Obama's Approval Rating Remains Unchanged This Year, So Why All The Press Coverage About "Sinking" Poll Numbers?
Saturday, November 1, 2014 at 08:42PM
TheSpook

MediaMatters

The news media reminders arrive almost daily now: President Obama's approval rating is low and going lower. McClatchy Newspapers highlighted the "dropping approval ratings," while the Washington Post declared "President Obama's approval ratings have plunged to record lows." The Christian Science Monitor noted the numbers have "plummeted." The Washington Examiner stressed the president's approvals were "sinking to historic lows," while an Atlantic headlined announced, ""Obama's Sinking Approval Could Drag Democrats Down With Him."

The portrait being painted by an array of media artists is unmistakable: Obama's approval ratings are not only weak but they're going down, down, down.

But it's not true.

The part about Obama's "dropping" and "sinking" polling numbers simply isn't accurate, not matter how many times it's repeated inside the Beltway echo chamber.

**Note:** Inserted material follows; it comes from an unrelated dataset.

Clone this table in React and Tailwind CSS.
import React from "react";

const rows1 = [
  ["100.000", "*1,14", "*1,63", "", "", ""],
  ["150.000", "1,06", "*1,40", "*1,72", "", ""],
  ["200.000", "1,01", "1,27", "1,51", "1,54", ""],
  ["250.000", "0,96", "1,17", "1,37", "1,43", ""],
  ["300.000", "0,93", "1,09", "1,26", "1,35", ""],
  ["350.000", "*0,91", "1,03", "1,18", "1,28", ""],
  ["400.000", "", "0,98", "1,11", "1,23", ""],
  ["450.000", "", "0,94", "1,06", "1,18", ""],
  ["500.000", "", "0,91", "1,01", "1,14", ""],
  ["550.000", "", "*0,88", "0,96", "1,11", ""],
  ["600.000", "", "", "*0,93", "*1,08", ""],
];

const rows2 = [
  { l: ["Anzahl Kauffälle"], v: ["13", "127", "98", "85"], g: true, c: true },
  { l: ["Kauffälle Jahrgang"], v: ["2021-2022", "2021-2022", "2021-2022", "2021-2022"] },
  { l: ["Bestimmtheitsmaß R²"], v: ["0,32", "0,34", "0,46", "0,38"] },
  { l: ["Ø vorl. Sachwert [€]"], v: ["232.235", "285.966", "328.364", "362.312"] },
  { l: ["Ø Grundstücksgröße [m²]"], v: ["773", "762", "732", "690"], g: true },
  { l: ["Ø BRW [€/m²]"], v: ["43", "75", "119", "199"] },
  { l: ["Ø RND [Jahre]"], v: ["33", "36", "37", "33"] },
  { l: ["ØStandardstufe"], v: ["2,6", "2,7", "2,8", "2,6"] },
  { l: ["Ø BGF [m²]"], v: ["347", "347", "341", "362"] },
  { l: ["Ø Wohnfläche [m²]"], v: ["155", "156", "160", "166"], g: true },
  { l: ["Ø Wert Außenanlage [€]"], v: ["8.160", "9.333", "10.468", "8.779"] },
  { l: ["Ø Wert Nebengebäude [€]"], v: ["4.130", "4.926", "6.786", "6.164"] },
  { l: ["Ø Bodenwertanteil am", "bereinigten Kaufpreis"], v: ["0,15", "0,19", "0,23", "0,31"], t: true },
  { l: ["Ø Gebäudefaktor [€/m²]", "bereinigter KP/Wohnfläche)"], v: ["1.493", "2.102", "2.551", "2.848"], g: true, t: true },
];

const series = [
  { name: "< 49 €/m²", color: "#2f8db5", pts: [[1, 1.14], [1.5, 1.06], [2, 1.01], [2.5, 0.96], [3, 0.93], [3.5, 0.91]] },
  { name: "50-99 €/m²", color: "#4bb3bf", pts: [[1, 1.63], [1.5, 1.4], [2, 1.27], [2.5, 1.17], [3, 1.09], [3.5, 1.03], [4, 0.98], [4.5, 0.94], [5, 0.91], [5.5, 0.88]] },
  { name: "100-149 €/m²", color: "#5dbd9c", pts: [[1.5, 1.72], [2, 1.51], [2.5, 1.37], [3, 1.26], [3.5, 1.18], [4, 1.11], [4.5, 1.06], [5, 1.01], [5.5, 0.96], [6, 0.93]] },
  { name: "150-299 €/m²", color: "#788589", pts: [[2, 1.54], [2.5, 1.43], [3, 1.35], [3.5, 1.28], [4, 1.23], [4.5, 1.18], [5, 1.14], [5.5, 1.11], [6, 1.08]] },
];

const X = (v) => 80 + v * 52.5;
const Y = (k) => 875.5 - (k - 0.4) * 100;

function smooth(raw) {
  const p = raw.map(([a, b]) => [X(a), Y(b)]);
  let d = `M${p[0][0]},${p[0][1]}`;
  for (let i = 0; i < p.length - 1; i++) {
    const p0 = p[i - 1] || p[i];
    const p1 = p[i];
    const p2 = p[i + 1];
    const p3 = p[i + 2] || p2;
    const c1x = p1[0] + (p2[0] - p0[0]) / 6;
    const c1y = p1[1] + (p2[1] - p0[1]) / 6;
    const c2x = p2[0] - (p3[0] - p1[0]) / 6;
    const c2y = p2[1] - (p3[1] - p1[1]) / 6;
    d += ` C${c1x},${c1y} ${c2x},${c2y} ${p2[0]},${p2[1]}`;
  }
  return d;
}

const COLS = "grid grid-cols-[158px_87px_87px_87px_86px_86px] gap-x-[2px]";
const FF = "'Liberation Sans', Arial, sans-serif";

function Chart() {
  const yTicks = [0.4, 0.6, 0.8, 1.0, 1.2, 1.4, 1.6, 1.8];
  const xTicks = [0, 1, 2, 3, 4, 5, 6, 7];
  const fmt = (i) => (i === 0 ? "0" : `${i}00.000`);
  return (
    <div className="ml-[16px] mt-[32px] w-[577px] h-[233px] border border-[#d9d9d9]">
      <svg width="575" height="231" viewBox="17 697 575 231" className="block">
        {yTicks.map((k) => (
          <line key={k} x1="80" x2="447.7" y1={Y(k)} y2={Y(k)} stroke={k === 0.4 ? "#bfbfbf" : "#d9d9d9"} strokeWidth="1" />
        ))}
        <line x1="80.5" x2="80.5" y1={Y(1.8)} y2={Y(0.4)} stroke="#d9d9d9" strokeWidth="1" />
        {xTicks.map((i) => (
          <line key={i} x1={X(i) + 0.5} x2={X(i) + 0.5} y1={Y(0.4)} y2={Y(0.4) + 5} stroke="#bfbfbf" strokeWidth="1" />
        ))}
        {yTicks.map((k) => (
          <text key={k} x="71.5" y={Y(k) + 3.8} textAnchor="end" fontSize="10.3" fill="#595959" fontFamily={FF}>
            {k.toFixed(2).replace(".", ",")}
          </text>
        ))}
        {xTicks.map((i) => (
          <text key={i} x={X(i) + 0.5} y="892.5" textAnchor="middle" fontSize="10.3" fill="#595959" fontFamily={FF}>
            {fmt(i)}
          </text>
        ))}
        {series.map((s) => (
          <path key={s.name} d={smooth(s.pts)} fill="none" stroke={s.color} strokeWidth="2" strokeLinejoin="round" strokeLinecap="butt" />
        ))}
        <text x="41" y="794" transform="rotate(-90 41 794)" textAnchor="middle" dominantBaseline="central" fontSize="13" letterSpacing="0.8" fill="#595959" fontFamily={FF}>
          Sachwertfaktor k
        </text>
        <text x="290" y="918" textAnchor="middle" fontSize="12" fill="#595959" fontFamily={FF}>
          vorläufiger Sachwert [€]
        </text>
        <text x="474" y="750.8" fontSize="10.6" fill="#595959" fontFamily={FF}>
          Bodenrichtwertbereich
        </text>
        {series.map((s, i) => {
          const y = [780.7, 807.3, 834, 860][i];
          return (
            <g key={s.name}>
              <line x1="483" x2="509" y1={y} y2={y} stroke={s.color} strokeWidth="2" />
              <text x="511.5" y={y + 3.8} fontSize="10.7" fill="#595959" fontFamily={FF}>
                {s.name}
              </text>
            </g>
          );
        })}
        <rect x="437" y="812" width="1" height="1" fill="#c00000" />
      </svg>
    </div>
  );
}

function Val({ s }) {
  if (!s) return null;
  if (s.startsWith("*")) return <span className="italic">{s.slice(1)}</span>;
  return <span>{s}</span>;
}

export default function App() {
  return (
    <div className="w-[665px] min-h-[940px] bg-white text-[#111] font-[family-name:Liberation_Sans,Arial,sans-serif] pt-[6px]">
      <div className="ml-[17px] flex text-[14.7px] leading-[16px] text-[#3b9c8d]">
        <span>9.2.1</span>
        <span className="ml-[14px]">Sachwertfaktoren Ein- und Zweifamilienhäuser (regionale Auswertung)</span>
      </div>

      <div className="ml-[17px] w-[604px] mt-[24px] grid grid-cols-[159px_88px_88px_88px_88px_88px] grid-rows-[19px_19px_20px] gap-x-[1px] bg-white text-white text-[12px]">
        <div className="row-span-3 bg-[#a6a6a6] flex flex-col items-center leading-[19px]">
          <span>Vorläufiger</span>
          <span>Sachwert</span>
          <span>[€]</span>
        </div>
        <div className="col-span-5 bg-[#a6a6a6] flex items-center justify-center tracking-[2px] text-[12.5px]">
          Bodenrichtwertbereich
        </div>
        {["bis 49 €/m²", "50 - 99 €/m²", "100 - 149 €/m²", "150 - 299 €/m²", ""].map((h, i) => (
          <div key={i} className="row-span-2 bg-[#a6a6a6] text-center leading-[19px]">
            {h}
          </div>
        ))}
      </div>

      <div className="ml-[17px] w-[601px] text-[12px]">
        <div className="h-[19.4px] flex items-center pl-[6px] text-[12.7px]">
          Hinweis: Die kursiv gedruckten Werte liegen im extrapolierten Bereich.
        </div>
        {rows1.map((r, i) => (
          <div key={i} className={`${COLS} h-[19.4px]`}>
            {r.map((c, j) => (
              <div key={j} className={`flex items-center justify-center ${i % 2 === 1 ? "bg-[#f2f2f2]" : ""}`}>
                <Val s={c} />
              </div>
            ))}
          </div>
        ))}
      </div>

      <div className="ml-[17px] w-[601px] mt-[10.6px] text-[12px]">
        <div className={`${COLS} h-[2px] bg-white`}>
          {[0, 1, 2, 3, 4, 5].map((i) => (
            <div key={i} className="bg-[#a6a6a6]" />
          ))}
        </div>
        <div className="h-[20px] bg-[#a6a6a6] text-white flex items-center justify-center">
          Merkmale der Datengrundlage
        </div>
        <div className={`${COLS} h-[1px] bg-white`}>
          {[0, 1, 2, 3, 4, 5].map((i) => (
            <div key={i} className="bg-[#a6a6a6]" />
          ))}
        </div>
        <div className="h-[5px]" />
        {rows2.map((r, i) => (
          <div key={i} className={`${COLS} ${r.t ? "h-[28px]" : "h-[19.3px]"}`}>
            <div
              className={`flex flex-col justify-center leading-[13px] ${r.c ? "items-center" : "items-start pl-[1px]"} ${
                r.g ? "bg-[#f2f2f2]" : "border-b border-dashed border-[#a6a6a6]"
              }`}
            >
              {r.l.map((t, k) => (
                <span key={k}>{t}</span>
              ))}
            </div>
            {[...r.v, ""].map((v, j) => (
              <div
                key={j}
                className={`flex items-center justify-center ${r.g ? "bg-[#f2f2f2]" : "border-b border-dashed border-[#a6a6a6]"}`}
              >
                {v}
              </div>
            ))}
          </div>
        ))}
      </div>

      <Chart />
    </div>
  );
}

Does the White House wish Obama's job approval rating was higher? I'm sure his advisers do. Does polling indicate that Democrats face the possibility of deep losses next week in the midterm elections? Yes. Does that mean the press should just make up narratives about the president's approval rating simply because it fits in, again, with anti-Obama spin that Republicans are pushing?

It does not.

According to the cumulative ratings posted daily at Real Clear Politics, which averages together an array of national polls to come up with Obama's composite job approval rating, the president's approval on January 1, 2014 stood at 42.6 percent. The president's approval rating on October 30, was 42 percent. So over the course of ten months, and based on more than one hundred poll results in 2014, Obama's approval rating declined less than one point.

One point.

I can safely say Obama is only president in U.S. history whose approval rating dropped a single digit over a ten-month stretch and it was described as having "plummeted."